Sometimes, the place was outright weird, like the time my family and I looked up from eating Big Macs from those styrofoam boxes only to be greeted by the crack of a grown man's exposed ass. Luckily, he never turned around.  

Say no to "crack" and yes to burgers in styrofoam. | PHOTO: EBAY  

But on that last day of fifth grade, it was quiet. We arrived between lunch and dinner hours on a school day, so we kind of had the place to ourselves, the stars of our own McDonald's commercial. We slid into a booth and shared giggles and gossip, slurped shakes and nibbled on fries. It was the start of the summer, so we lingered a bit. The next year would be junior high, and some of us would be going to different schools. That day was my coming of age: I was officially a big kid.
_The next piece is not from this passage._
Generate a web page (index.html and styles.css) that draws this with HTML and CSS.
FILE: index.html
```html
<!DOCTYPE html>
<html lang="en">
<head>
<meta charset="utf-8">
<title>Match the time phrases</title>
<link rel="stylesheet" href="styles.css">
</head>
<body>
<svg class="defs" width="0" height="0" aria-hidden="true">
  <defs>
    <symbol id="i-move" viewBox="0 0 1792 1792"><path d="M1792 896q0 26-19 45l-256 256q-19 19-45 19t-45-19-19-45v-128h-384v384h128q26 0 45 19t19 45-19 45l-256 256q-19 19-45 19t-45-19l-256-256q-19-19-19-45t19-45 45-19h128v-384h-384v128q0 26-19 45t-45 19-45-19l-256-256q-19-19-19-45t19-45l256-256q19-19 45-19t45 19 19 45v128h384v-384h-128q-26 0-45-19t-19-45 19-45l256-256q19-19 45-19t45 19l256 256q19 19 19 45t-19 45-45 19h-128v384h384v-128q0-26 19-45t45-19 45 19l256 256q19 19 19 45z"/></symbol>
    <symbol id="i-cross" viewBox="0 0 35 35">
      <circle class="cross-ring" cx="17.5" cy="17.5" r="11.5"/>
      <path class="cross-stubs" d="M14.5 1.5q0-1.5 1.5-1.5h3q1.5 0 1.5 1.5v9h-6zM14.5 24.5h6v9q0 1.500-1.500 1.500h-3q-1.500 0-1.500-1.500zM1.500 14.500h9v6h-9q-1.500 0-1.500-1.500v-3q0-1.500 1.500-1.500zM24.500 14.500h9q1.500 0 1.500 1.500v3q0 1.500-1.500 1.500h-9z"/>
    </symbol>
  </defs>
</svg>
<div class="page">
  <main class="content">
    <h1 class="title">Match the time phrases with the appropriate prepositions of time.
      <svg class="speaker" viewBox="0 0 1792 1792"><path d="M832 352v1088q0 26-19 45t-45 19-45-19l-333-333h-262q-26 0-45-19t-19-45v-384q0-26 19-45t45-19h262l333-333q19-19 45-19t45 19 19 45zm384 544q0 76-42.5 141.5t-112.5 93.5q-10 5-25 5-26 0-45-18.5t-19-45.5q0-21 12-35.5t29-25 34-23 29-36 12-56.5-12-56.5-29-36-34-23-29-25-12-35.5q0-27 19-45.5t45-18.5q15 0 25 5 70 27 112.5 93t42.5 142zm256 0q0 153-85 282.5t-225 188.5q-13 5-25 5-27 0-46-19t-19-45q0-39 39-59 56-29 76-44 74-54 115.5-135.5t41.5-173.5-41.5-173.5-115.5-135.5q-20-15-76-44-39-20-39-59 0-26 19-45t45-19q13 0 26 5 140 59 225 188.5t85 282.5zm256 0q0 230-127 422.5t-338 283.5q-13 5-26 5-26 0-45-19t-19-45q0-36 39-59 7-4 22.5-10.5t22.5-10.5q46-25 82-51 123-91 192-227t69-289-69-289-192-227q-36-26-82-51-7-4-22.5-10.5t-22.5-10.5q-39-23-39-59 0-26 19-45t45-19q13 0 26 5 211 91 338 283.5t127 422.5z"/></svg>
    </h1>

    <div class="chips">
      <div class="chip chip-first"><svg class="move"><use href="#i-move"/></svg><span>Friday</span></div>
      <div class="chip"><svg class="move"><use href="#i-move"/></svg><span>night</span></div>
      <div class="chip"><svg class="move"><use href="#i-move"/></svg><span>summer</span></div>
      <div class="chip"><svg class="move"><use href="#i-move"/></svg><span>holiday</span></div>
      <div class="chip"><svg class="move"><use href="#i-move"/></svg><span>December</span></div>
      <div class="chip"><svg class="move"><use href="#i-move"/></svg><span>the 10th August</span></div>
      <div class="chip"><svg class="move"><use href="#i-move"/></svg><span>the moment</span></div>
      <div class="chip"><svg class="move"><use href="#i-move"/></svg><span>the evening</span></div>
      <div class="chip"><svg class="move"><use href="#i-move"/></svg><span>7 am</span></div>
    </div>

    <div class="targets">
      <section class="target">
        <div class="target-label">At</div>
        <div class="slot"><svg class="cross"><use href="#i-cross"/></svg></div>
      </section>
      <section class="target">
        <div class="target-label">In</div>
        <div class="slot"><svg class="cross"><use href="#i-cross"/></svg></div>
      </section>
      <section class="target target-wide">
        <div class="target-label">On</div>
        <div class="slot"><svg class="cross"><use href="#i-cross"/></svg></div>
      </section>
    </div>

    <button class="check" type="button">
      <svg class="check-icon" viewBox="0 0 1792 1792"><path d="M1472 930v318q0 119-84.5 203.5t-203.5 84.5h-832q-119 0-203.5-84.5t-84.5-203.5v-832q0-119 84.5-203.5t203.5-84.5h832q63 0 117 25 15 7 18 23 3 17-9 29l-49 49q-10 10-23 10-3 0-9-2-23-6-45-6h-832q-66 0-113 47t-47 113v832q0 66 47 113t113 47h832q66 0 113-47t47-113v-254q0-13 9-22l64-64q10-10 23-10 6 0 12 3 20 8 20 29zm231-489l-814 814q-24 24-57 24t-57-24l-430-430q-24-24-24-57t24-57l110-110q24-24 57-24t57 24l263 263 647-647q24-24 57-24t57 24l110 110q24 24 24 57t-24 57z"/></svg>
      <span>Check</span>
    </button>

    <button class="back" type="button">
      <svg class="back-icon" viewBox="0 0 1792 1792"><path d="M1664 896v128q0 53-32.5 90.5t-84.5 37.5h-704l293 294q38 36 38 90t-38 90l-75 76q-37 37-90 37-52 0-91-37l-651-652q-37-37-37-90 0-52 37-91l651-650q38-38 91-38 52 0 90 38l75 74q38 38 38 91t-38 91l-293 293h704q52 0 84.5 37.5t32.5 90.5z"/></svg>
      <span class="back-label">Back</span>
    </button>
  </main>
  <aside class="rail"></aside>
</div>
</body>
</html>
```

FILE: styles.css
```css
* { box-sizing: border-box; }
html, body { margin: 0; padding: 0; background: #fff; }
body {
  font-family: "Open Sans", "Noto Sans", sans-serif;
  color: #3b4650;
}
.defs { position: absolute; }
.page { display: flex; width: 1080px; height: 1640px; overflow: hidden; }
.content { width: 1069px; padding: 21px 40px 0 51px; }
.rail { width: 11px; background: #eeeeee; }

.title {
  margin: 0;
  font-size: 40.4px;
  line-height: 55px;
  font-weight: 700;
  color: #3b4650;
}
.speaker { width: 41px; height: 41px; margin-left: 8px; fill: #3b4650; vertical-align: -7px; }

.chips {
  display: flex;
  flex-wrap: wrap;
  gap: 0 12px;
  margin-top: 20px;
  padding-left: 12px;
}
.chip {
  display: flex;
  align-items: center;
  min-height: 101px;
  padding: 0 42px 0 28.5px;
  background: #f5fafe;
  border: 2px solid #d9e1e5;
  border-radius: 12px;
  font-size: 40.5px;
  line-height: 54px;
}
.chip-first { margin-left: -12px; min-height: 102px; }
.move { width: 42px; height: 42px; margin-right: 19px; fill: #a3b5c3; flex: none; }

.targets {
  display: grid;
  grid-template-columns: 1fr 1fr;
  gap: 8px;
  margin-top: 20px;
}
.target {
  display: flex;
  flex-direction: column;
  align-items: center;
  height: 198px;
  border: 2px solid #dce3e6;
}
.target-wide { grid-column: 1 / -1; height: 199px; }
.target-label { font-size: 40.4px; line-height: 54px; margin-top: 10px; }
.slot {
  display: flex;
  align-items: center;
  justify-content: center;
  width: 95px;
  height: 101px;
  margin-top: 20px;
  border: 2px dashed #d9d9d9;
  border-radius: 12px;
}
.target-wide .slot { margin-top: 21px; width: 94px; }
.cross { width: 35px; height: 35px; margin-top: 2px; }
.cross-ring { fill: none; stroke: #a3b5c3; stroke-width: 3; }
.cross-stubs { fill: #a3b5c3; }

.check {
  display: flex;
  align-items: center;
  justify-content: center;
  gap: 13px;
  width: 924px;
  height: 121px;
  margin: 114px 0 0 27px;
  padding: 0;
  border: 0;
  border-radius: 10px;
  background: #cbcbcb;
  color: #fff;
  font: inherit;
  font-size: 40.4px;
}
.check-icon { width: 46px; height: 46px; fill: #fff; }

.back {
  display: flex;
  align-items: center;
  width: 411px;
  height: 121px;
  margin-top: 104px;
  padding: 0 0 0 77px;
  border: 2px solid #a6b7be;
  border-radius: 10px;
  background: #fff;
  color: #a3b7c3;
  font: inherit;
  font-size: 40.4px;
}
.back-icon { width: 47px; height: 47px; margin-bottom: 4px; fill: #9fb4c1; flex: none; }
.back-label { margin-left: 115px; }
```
As the years rolled on, Burger King, Round Table and Taco Bell arrived in the surrounding blocks, and in the Fillmore, we got our own Mickey D's at Fillmore and Golden Gate. As I had more options, my visits to the Van Ness location were less frequent.
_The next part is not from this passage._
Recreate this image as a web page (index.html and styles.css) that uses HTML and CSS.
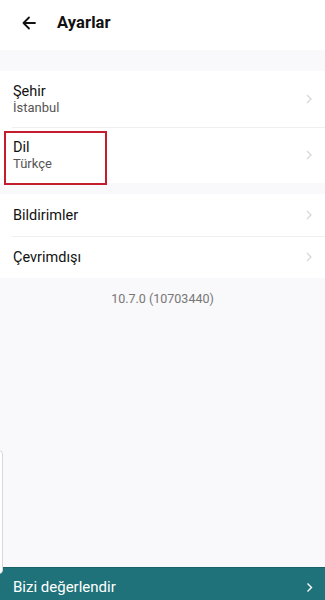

The last time I remember eating there was sometime in the '90s. I was back from college, and I ate on the second floor (because that area wasn't always open, it was a bit of a treat). It was warm summer day, and I reveled in the freedom of being a young adult, while at the same time feeling comforted by the food of my childhood.

Photo: Fred Y./Yelp

I was saddened to come home in 2015, and find the Van Ness McDonald's boarded up and vandalized. My friends told me that just as our youth faded, so had our beloved eatery. It hadn't updated with the times, and before it closed, was badly in need of some TLC.

 As San Francisco continues its rush into the future, it makes sense that the 20th-century icon makes way for 21st-century housing. It's progress. But the kid inside me, wearing '80s-era pastel clothes, yearns to sit at the booth on Van Ness street one more time: hanging with my friends on the second floor, chomping down burgers from a styrofoam box, and feeling like I had finally made it.